Mr Cox said while those factors would play a part, the length of the suspension would shape what impacts it would have on the Australian beef sector.

"In terms of the implications for Australia, I think it is difficult to tell because I don't think there's a whole lot of reasons to get excited here because the opportunities for Australia are probably limited given the likelihood of a short resolution, our supply situation at the minute and, more importantly, Australia's ongoing market excess issues with China," he said.

"I haven't heard anything about the timeframe of the suspension at all, but based on past resolution in 2019 it was only 10 days.

"The only difference this time is that there is two cases and two simultaneous cases may trigger a wider review, but as I said, the commercial imperatives to keep that trade going will be very strong.

"That would be the single biggest shipping channel for beef globally so it is hard to say what kind of impact it would have in saleyards given it's at the other end of the supply chain so I don't really want to speculate too much on that front."

Commonwealth Bank director of agri-commodities, economics Tobin Gorey described the suspension as a "big deal" and if it were to last for an extended period, Australia's prices could also be impacted.

"Most of the very high prices we are currently seeing in Australia is due to the ongoing herd rebuild," Mr Gorey said.
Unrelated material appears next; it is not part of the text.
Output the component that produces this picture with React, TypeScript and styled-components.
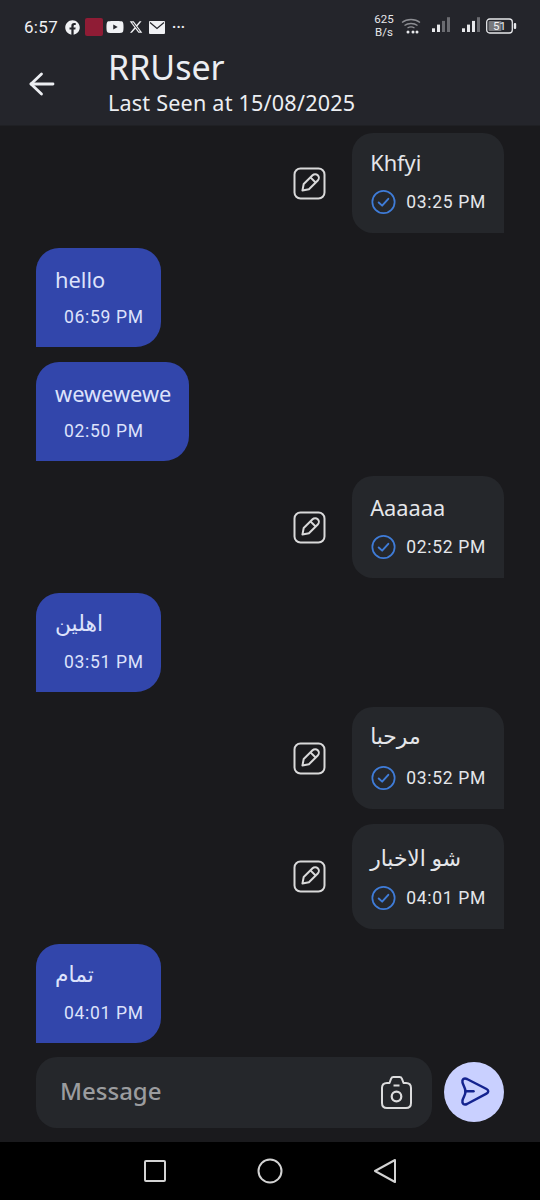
import React from "react";
import styled, { createGlobalStyle } from "styled-components";
import { FaFacebook, FaYoutube } from "react-icons/fa";
import { FaXTwitter } from "react-icons/fa6";

const Global = createGlobalStyle`
  html, body { margin: 0; padding: 0; background: #1a1a1d; }
  * { box-sizing: border-box; }
`;

const SANS = `"Noto Sans", "DejaVu Sans", sans-serif`;
const TIME = `Roboto, "Liberation Sans", sans-serif`;

const Screen = styled.div`
  width: 540px;
  height: 1200px;
  display: flex;
  flex-direction: column;
  overflow: hidden;
  background: #1a1a1d;
  font-family: ${SANS};
`;

const Header = styled.header`
  height: 126px;
  flex: none;
  background: #24252b;
  border-bottom: 1px solid #1f2024;
  color: #eceef2;
`;

const StatusBar = styled.div`
  height: 46px;
  padding: 8px 24px 0 24px;
  display: flex;
  align-items: flex-start;
  justify-content: space-between;
`;

const StatusLeft = styled.div`
  height: 38px;
  display: flex;
  align-items: center;
  color: #f0f1f4;
  font-family: ${TIME};
`;

const Clock = styled.span`
  font-size: 17px;
  font-weight: 400;
  width: 41px;
  letter-spacing: 0.3px;
`;

const NotifSquare = styled.span`
  width: 18px;
  height: 18px;
  margin: 0 3px 0 5px;
  border-radius: 2px;
  background: #8f1c35;
`;

const Dots = styled.span`
  margin-left: 7px;
  font-size: 14px;
  font-weight: 700;
  letter-spacing: 0.2px;
  line-height: 14px;
`;

const StatusRight = styled.div`
  height: 38px;
  margin-top: -1px;
  display: flex;
  align-items: center;
  color: #e6e7ea;
  margin-right: -1px;
`;

const Speed = styled.span`
  width: 26px;
  font-family: ${TIME};
  font-size: 11.5px;
  line-height: 13px;
  text-align: center;
`;

const TitleRow = styled.div`
  height: 80px;
  display: flex;
  align-items: center;
`;

const BackButton = styled.span`
  width: 108px;
  padding-left: 29px;
  margin-top: -4px;
  display: flex;
`;

const TitleBlock = styled.div`
  display: flex;
  flex-direction: column;
  margin-top: -11px;
`;

const Name = styled.div`
  font-size: 34px;
  line-height: 44px;
  letter-spacing: 0;
`;

const LastSeen = styled.div`
  font-size: 21.6px;
  line-height: 28px;
  letter-spacing: 0.2px;
`;

const List = styled.main`
  flex: 1;
  min-height: 0;
  padding: 7px 36px 0;
  display: flex;
  flex-direction: column;
  gap: 15px;
`;

const Row = styled.div<{ $mine: boolean }>`
  display: flex;
  align-items: center;
  justify-content: ${(p) => (p.$mine ? "flex-end" : "flex-start")};
`;

const Bubble = styled.div<{ $mine: boolean }>`
  padding: ${(p) => (p.$mine ? "17px 18px 0 18px" : "19px 17.5px 0 19px")};
  height: ${(p) => (p.$mine ? "auto" : "99px")};
  background: ${(p) => (p.$mine ? "#25272b" : "#3246ab")};
  color: ${(p) => (p.$mine ? "#e4e6ea" : "#dde2fb")};
  border-radius: ${(p) => (p.$mine ? "21px 21px 0 21px" : "23px 23px 25px 0")};
`;

const MessageText = styled.div<{ $height: number; $line: number }>`
  height: ${(p) => p.$height}px;
  font-size: 21.8px;
  line-height: ${(p) => p.$line}px;
  white-space: nowrap;
`;

const TimeRow = styled.div`
  display: flex;
  align-items: center;
  gap: 10px;
  height: 26px;
  margin-top: 12px;
  margin-bottom: 18px;
  padding-left: 1px;
`;

const PlainTime = styled.div`
  margin-left: 9px;
  margin-top: 12px;
  height: 22px;
`;

const Time = styled.span`
  font-family: ${TIME};
  font-size: 17.5px;
  line-height: 22px;
  letter-spacing: 0.7px;
  white-space: nowrap;
`;

const EditSlot = styled.span`
  display: flex;
  margin-right: 26px;
`;

const Composer = styled.div`
  height: 99px;
  flex: none;
  padding: 14px 36px 0;
  display: flex;
  align-items: flex-start;
  gap: 12px;
`;

const InputBox = styled.div`
  width: 396px;
  height: 71px;
  border-radius: 21px;
  background: #25272b;
  padding: 0 19px 0 24px;
  display: flex;
  align-items: center;
  justify-content: space-between;
`;

const Placeholder = styled.span`
  font-size: 24px;
  font-weight: 500;
  color: #9b9c9f;
  margin-top: -4px;
`;

const SendButton = styled.span`
  width: 60px;
  height: 60px;
  margin-top: 5px;
  border-radius: 50%;
  background: #c9d0ff;
  display: flex;
  align-items: center;
  justify-content: center;
`;

const NavBar = styled.nav`
  height: 58px;
  flex: none;
  background: #000;
  display: flex;
  align-items: center;
  justify-content: center;
  gap: 90px;
  padding-bottom: 1px;
`;

const Signal = ({ active, gap }: { active: number; gap: number }) => (
  <svg width="20" height="20" viewBox="0 0 20 20" style={{ marginLeft: gap }}>
    {[0, 1, 2, 3].map((i) => (
      <rect
        key={i}
        x={1 + i * 5}
        y={16 - (i + 1) * 3.7}
        width="3"
        height={(i + 1) * 3.7}
        fill={i < active ? "#e8e9ec" : "#6b6c71"}
      />
    ))}
  </svg>
);

const Wifi = () => (
  <svg width="20" height="20" viewBox="0 0 20 20" fill="none" stroke="#8d8e93" strokeWidth="1.3" style={{ marginLeft: 4 }}>
    <path d="M1 6.5C6 2.500 14 2.500 19 6.500" />
    <path d="M3.500 9.500C7 6.800 13 6.800 16.500 9.500" />
    <path d="M6.500 12C8.500 10.700 11.500 10.700 13.500 12" />
    <circle cx="7" cy="16" r="1.500" fill="#e8e9ec" stroke="none" />
    <circle cx="12" cy="16" r="1.500" fill="#e8e9ec" stroke="none" />
    <circle cx="16" cy="16" r="1.500" fill="#e8e9ec" stroke="none" />
  </svg>
);

const Battery = () => (
  <svg width="31" height="16" viewBox="0 0 31 16" style={{ marginLeft: 5 }}>
    <rect x="0.700" y="1" width="25.600" height="14" rx="3" fill="none" stroke="#e6e7ea" strokeWidth="1.300" />
    <rect x="2.500" y="3" width="13" height="10" rx="1" fill="#77787c" />
    <rect x="27.800" y="5" width="2.400" height="6" rx="1" fill="#e6e7ea" />
    <text x="13.500" y="12.300" textAnchor="middle" fontSize="11.500" fontFamily="Roboto, sans-serif" fill="#f2f2f4">51</text>
  </svg>
);

const MailIcon = () => (
  <svg width="16" height="13" viewBox="0 0 16 13" style={{ marginLeft: 6 }}>
    <rect width="16" height="13" rx="1" fill="#f0f1f4" />
    <path d="M1 1.500l7 6 7-6" fill="none" stroke="#24252b" strokeWidth="1.200" />
  </svg>
);

const BackArrow = () => (
  <svg width="26" height="24" viewBox="0 0 26 24" fill="none" stroke="#eceef2" strokeWidth="2.800" strokeLinecap="round" strokeLinejoin="round">
    <path d="M2 12h22" />
    <path d="M12.500 2 2 12l10.500 10" />
  </svg>
);

const EditIcon = () => (
  <svg width="33" height="33" viewBox="0 0 33 33" fill="none" stroke="#d9d9da" strokeWidth="2">
    <rect x="1.500" y="1.500" width="30" height="30" rx="6" />
    <g transform="rotate(45 16.500 16.500)" strokeLinejoin="round">
      <path d="M12.800 8.500a3.700 3.700 0 0 1 7.400 0V21l-3.700 5.500L12.800 21z" />
      <path d="M12.800 11.500h7.400" />
    </g>
  </svg>
);

const CheckCircle = () => (
  <svg width="25" height="26" viewBox="0 0 26 26" fill="none" stroke="#3f7cd8" strokeWidth="1.800" strokeLinecap="round" strokeLinejoin="round">
    <circle cx="13" cy="13" r="11.600" />
    <path d="M8 13.500l3.600 3.300L18 9.700" strokeWidth="2" />
  </svg>
);

const CameraIcon = () => (
  <svg width="33" height="35" viewBox="0 0 33 35" fill="none" stroke="#dcdcdd" strokeWidth="2" strokeLinejoin="round">
    <path d="M9.500 8 11 3.800Q11.700 2 13.500 2h6q1.800 0 2.500 1.800L23.500 8H26q5 0 5 5v15q0 5-5 5H7q-5 0-5-5V13q0-5 5-5z" />
    <circle cx="16.500" cy="21.500" r="4.800" strokeWidth="2.200" />
    <path d="M13.500 10.500h6" />
  </svg>
);

const SendIcon = () => (
  <svg width="32" height="32" viewBox="0 0 32 32" fill="none" stroke="#14238f" strokeWidth="2.500" strokeLinejoin="round" strokeLinecap="round">
    <path d="M4.500 6.500C3.800 3.300 6 1.800 9 3L28.500 13c2.300 1.200 2.300 3.500 0 4.700L9 28c-3 1.200-5.200-.3-4.500-3.500C5.200 21.500 7.500 19 7.500 15.500S5.200 9.500 4.500 6.500z" />
    <path d="M7.500 15.300H15.500" />
  </svg>
);

const NavSquare = () => (
  <svg width="24" height="24" viewBox="0 0 24 24" fill="none" stroke="#d3d3d3" strokeWidth="2">
    <rect x="2" y="2" width="20" height="20" rx="1" />
  </svg>
);

const NavCircle = () => (
  <svg width="26" height="26" viewBox="0 0 26 26" fill="none" stroke="#d3d3d3" strokeWidth="2">
    <circle cx="13" cy="13" r="11.500" />
  </svg>
);

const NavBack = () => (
  <svg width="24" height="26" viewBox="0 0 24 26" fill="none" stroke="#d3d3d3" strokeWidth="2" strokeLinejoin="round">
    <path d="M22 2 2 13l20 11z" />
  </svg>
);

type Msg = { mine: boolean; text: string; time: string; height: number; line: number };

const messages: Msg[] = [
  { mine: true, text: "Khfyi", time: "03:25 PM", height: 27, line: 25 },
  { mine: false, text: "hello", time: "06:59 PM", height: 27, line: 25 },
  { mine: false, text: "wewewewe", time: "02:50 PM", height: 27, line: 25 },
  { mine: true, text: "Aaaaaa", time: "02:52 PM", height: 29, line: 29 },
  { mine: false, text: "اهلين", time: "03:51 PM", height: 27, line: 21 },
  { mine: true, text: "مرحبا", time: "03:52 PM", height: 29, line: 23 },
  { mine: true, text: "شو الاخبار", time: "04:01 PM", height: 32, line: 33 },
  { mine: false, text: "تمام", time: "04:01 PM", height: 27, line: 21 },
];

export default function App() {
  return (
    <Screen>
      <Global />
      <Header>
        <StatusBar>
          <StatusLeft>
            <Clock>6:57</Clock>
            <FaFacebook size={15} />
            <NotifSquare />
            <FaYoutube size={18} />
            <FaXTwitter size={14} style={{ marginLeft: 5 }} />
            <MailIcon />
            <Dots>···</Dots>
          </StatusLeft>
          <StatusRight>
            <Speed>625<br />B/s</Speed>
            <Wifi />
            <Signal active={2} gap={10} />
            <Signal active={3} gap={10} />
            <Battery />
          </StatusRight>
        </StatusBar>
        <TitleRow>
          <BackButton><BackArrow /></BackButton>
          <TitleBlock>
            <Name>RRUser</Name>
            <LastSeen>Last Seen at 15/08/2025</LastSeen>
          </TitleBlock>
        </TitleRow>
      </Header>
      <List>
        {messages.map((m, i) => (
          <Row key={i} $mine={m.mine}>
            {m.mine && <EditSlot><EditIcon /></EditSlot>}
            <Bubble $mine={m.mine}>
              <MessageText $height={m.height} $line={m.line}>{m.text}</MessageText>
              {m.mine ? (
                <TimeRow><CheckCircle /><Time>{m.time}</Time></TimeRow>
              ) : (
                <PlainTime><Time>{m.time}</Time></PlainTime>
              )}
            </Bubble>
          </Row>
        ))}
      </List>
      <Composer>
        <InputBox>
          <Placeholder>Message</Placeholder>
          <CameraIcon />
        </InputBox>
        <SendButton><SendIcon /></SendButton>
      </Composer>
      <NavBar>
        <NavSquare />
        <NavCircle />
        <NavBack />
      </NavBar>
    </Screen>
  );
}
"However, there is another layer coming through now that has been created by Argentina's export moves and now Brazil, which means the global price of beef is going to be higher."

Mr Gorey said the impacts were largely dependent on the duration of the suspension.

"There is a whole spectrum of turns it could take, it could take a couple of weeks, a couple of months, but if I was forced to guess, I would say it would be measured in months rather than weeks," he said.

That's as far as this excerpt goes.